CONTREFACON OU PARODIE ?

06/12/2022

Contrefaçon d’œuvres dérivées de l’univers de Tintin et précision sur la notion de parodie en droit d’auteur. La société Tintinimaginatio disposant des droits sur l’œuvre d’Hergé a assigné en référé un artiste ayant créé des œuvres dérivées de l’univers du personnage de Tintin (buste, fusée) et les sociétés qui les commercialisent via un site internet, les réseaux sociaux et des galeries d’art. Par un arrêt du 23 novembre 2022, la Cour d’appel d’Aix-en-Provence rappelle que, dans la mesure où ils présentent un caractère d’originalité, seule la société Tintinimaginatio pouvait s’inspirer des Aventures de Tintin pour commercialiser des bustes du personnage et la sculpture de la fusée, sauf à considérer que les œuvres secondaires étaient parodiques.

1️⃣ Pour cela, elles doivent présenter des différences perceptibles par rapport à l’œuvre originale afin qu’il n’y ait aucune confusion entre elles. Elles doivent par ailleurs constituer une manifestation d’humour, laquelle peut être caractérisée dès lors que la parodie peut « prêter à sourire, même intérieurement ».

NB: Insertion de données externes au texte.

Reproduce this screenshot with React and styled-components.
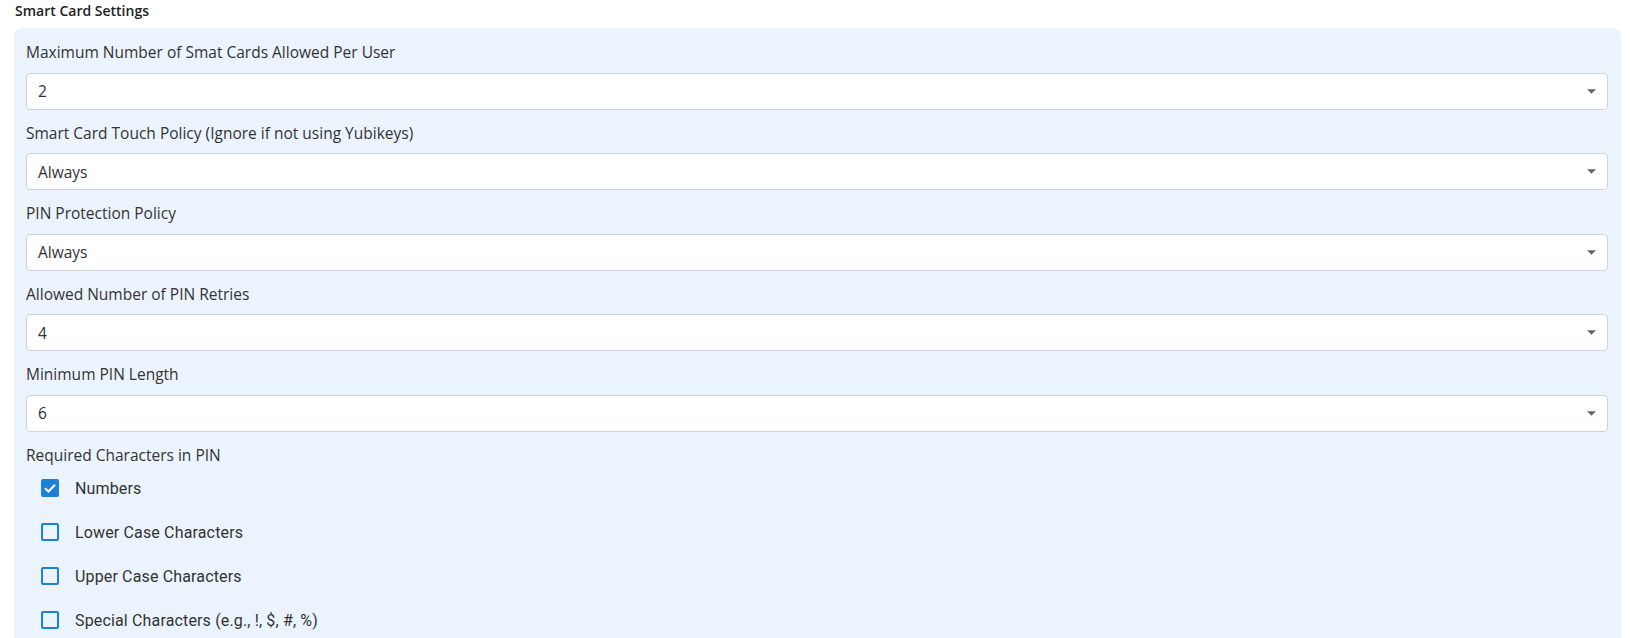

2️⃣ Or, les œuvres en cause n’apportaient rien d’autre qu’une déclinaison esthétique des œuvres originales et ne s’en distinguaient donc pas suffisamment pour être qualifiées de parodie. L’argument selon lequel il s’agissait pour l’artiste de « rendre hommage » à l’œuvre apportait crédit à l'idée, soulevée par les intimés, selon laquelle il était poursuivie une fin commerciale par le truchement d'un détournement de notoriété.

➡️ Les œuvres en cause sont donc contrefaisantes et, ce faisant, constitutives d'un trouble manifestement illicite qu'il convient de faire cesser.